Luka karena pengkhianatan dapat menyebabkan trauma relasional, atau rasa sakit yang tak hanya melukai perasaan, tetapi meretakkan kepercayaan. Kita bisa mengampuni, tapi sulit melupakan bagaimana seseorang yang kita tolong malah menjadi orang yang mengabaikan, menyakiti, bahkan mengolok-olok saat kita terjatuh. Namun mazmur memberi ruang bagi suara yang terluka. Pemazmur tidak menutupi perasaannya. Ia menumpahkannya di hadapan Tuhan dengan jujur dan getir.
Pemazmur menuturkan dengan gamblang: mereka yang dahulu ia doakan kini menertawakannya. Mereka mengejek, mengatupkan gigi, bahkan bersorak atas kemalangannya. Di tengah perasaan dikhianati, ia tidak menyimpan dendam, tetapi mengubah penderitaannya menjadi doa. Pemazmur membawa rasa sakit itu ke hadapan Allah, bukan menelannya sendiri. Ini semua dilakukan dengan kesadaran bahwa keadilan adalah milik Tuhan. Permohonannya dilakukan agar Tuhan tidak diam, melainkan ‘melihat’ serta membelanya.

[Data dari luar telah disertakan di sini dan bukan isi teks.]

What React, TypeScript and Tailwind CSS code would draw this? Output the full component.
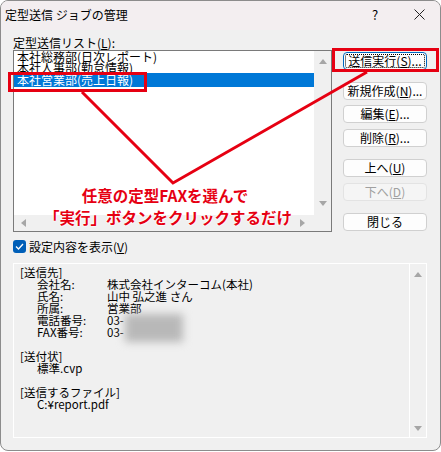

Sahabat Alkitab, mungkin sebagian dari kita menganggap bahwa doa-doa yang dinaikkan oleh pemazmur cukup keras, tetapi pada saat yang sama seruan tersebut sesungguhnya sangat manusiawi. Pemazmur tidak membungkus luka dengan kata-kata normatif yang malah dapat memperparah penderitaannya. Dalam dunia yang menyukai pencitraan dan kekuatan semu, pemazmur mengajak kita untuk hadir di hadapan Tuhan dengan jujur. Membawa hati yang rapuh, bukan topeng keberanian semu, serta terarah kepada relasi dengan Allah sendiri. Kita diajak untuk berani jujur dengan rasa sakit yang tengah dialami, terutama saat kita mengalami situasi serupa, yaitu ketika kebaikan kita disalahgunakan. Ingatlah bahwa Allah bukan hanya pendengar keluhan, Ia adalah pembela yang setia. Maka saat kata-kata sulit terucap, biarkan doa seperti Mazmur ini menjadi suara kita. Sebab di sanalah kita menemukan bahwa keadilan sejati dan penghiburan terdalam hanya berasal dari Dia yang melihat segalanya dan tak pernah tinggal diam.